- Born: September 18, 1803 Nottinghamshire, England
- Died: 1889 (aged 85–86) Talent, Oregon
- Occupation(s): Abolitionist, Native American advocate
- Notable work: A Plea for the Indians
- Children: 1

= John Beeson =

American activist (1803–1889)

John Beeson (1803 – 1889) was a British-American abolitionist and early Native American advocate. He authored A Plea for the Indians in 1857.

== Background ==
Beeson was born in Nottinghamshire, England on September 18, 1803. He emigrated to the United States in 1830 and settled in Ithaca, New York. In 1833, he moved to a farm in La Salle County Illinois, just southwest of the town of Ottawa, Illinois. His farm was a station on the Underground Railroad. In 1853, he relocated to southern Oregon with his wife and son, settling in Talent, Oregon.

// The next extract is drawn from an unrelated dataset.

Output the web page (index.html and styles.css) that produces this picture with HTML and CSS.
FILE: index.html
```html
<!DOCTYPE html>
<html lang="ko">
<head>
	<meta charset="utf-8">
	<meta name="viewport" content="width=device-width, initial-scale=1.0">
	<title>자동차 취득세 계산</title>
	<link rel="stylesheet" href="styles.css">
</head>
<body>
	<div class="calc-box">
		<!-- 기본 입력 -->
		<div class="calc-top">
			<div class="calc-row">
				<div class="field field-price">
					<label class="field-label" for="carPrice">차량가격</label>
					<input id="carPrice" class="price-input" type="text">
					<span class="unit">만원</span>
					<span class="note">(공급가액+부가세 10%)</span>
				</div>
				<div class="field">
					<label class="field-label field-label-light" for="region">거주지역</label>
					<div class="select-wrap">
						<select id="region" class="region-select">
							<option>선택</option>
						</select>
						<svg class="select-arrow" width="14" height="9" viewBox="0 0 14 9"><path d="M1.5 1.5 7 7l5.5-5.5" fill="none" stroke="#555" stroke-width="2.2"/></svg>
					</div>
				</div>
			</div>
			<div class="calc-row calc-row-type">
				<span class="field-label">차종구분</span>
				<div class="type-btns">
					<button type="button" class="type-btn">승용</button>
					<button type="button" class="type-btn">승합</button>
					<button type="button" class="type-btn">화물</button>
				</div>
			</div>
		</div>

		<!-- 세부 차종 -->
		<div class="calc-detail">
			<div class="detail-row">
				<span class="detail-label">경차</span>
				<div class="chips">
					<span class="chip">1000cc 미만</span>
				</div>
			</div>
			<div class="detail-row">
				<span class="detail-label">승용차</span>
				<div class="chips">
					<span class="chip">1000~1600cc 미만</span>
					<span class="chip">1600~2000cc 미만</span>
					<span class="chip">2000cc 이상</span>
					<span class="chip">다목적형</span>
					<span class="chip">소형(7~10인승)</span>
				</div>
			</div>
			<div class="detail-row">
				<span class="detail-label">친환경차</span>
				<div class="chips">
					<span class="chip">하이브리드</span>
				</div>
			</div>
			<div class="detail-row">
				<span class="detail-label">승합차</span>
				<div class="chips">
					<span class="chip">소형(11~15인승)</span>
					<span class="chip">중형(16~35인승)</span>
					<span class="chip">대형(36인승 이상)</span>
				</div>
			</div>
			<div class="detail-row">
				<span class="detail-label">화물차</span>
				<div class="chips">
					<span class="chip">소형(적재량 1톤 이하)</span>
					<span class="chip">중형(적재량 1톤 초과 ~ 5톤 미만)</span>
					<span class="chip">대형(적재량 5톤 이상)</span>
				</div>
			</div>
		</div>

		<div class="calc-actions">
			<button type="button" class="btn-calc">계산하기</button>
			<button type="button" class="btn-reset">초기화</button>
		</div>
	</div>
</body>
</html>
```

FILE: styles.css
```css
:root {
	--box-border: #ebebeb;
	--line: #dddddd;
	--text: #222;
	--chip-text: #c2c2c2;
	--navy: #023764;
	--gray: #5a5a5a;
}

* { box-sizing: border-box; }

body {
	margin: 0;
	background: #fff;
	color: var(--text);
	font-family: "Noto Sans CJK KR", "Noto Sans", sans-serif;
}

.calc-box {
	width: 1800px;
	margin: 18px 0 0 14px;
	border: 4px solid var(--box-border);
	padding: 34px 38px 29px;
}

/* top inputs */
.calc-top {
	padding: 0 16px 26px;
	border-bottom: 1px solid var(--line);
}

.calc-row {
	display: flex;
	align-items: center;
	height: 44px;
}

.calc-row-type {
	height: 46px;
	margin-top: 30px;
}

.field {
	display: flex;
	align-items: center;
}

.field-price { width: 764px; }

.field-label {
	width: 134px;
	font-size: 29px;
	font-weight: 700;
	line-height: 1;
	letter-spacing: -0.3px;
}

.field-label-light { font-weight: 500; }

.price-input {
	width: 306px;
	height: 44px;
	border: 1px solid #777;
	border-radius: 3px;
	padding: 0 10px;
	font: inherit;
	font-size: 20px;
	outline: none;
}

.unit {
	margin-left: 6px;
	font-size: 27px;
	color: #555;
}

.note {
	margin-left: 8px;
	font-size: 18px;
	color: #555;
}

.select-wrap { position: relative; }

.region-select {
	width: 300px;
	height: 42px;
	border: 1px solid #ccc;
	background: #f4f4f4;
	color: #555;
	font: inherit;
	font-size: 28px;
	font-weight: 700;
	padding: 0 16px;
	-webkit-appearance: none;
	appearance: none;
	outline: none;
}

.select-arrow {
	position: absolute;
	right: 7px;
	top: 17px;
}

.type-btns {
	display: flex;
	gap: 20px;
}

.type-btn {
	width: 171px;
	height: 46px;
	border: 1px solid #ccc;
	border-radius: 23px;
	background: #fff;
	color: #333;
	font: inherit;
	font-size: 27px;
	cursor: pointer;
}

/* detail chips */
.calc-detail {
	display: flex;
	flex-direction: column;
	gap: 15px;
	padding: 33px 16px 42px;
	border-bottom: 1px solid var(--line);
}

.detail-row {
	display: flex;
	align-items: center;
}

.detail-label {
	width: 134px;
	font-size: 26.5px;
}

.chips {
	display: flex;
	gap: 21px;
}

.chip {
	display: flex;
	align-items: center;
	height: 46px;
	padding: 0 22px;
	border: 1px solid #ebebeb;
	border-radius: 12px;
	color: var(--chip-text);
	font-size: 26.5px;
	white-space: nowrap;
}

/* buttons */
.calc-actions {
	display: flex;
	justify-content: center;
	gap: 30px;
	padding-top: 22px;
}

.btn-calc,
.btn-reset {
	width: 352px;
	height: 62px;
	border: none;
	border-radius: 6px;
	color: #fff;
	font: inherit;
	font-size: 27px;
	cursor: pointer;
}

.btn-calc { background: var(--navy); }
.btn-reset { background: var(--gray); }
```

During the Rogue River Wars, Beeson was an outspoken advocate for the Indians. In 1855 he ran for the Oregon Territorial Legislature as likely the first Republican candidate in the Oregon Territory. He campaigned against slavery and championed the rights of Black and Indigenous people. Unsurprisingly garnered a tiny fraction of the votes. Beeson was eventually forced to leave town on May 23, 1856.

Beeson did not return to Oregon for nearly a decade, and published A Plea for the Indians. He traveled extensively throughout the eastern United States, giving lectures and advocating Indian rights. After the American Civil War, Beeson traveled to Portland, Oregon before his death near Wagner Creek in Talent, Oregon.